# John Lindsay Orr

$\newcommand{\CC}{\mathbb{C}} \newcommand{\NN}{\mathbb{N}} \newcommand{\RR}{\mathbb{R}} \newcommand{\H}{\mathcal{H}} \newcommand{\e}{\epsilon} \newcommand{\x}{\mathbf{x}} \newcommand{\y}{\mathbf{y}}$

# The Halting Problem

There is an algorithm to associate every Turing machine with a natural number, called the Turing number of that machine. Thus we can consider the set $S$ of all pairs $(m,n)$ in $\NN\times\NN$ where $m$ is a Turing number and the corresponding Turing machine will halt given input $n$.

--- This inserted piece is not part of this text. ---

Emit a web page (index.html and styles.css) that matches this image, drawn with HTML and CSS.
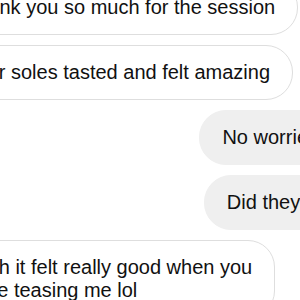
FILE: index.html
```html
<!DOCTYPE html>
<html lang="en">
<head>
  <meta charset="UTF-8">
  <meta name="viewport" content="width=device-width, initial-scale=1.0">
  <title>Messages</title>
  <link rel="stylesheet" href="styles.css">
</head>
<body>
  <!-- Message thread (cropped view) -->
  <div class="thread">
    <div class="msg in">Thank you so much for the session</div>
    <div class="msg in">Your soles tasted and felt amazing</div>
    <div class="msg out">No worries</div>
    <div class="msg out">Did they :)</div>
    <div class="msg in">Yeah it felt really good when you<br>were teasing me lol</div>
  </div>
</body>
</html>
```

FILE: styles.css
```css
/* Global Styles */
html, body {
  margin: 0;
  height: 100%;
  overflow: hidden;
  background-color: #fff;
}

body {
  font-family: 'Liberation Sans', Arial, sans-serif;
  color: #111;
}

/* Thread - wider than the window, so bubbles are cut at the edges */
.thread {
  display: flex;
  flex-direction: column;
  gap: 10px;
  margin: -20px -41px 0 -58px;
}

/* Message bubbles */
.msg {
  font-size: 20px;
  line-height: 23px;
  padding: 15px 22px;
  border-radius: 27px;
  white-space: nowrap;
}

.msg.in {
  align-self: flex-start;
  background-color: #fff;
  border: 1px solid #dedede;
}

.msg.out {
  align-self: flex-end;
  background-color: #efefef;
  border: 1px solid #efefef;
}
```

For any Turing machine $T$ and input $n\in\NN$ write $T(n)$ for the output of $T$ with input $n$. This output is either a natural number, if $T$ halts, or undefined if $T$ does not halt. The set $\NN\times\NN$ can be encoded as natural numbers to be input to $T$, for example by encoding $m$ and $n$ as unary numbers as strings of $1$'s, with a single $0$ separating them, so we also write $T(m,n)$, where this encoding is implied.

If the Halting problem is algorithmically decidable then there is a Turing machine $H$ which outputs $1$ if its input is a pair $(m,n)$ from $S$ and $0$ otherwise. From $H$ we can clearly build a Turing machine $G$ which halts with output $0$ if $H(k, k) = 0$ and runs without halting if $H(k, k) = 1$. Let $g$ be the Turing number of $G$ and consider $H(g, g)$. On one hand, if $H(g, g) = 0$ then $G(g)$ halts, and so $H(g, g) = 1$, a contradiction. On the other hand, if $H(g, g) = 1$ then $G(g)$ does not halt, and so $H(g, g) = 0$, also a contradiction. Thus we conclude that the Halting problem is not algorithmically decidable.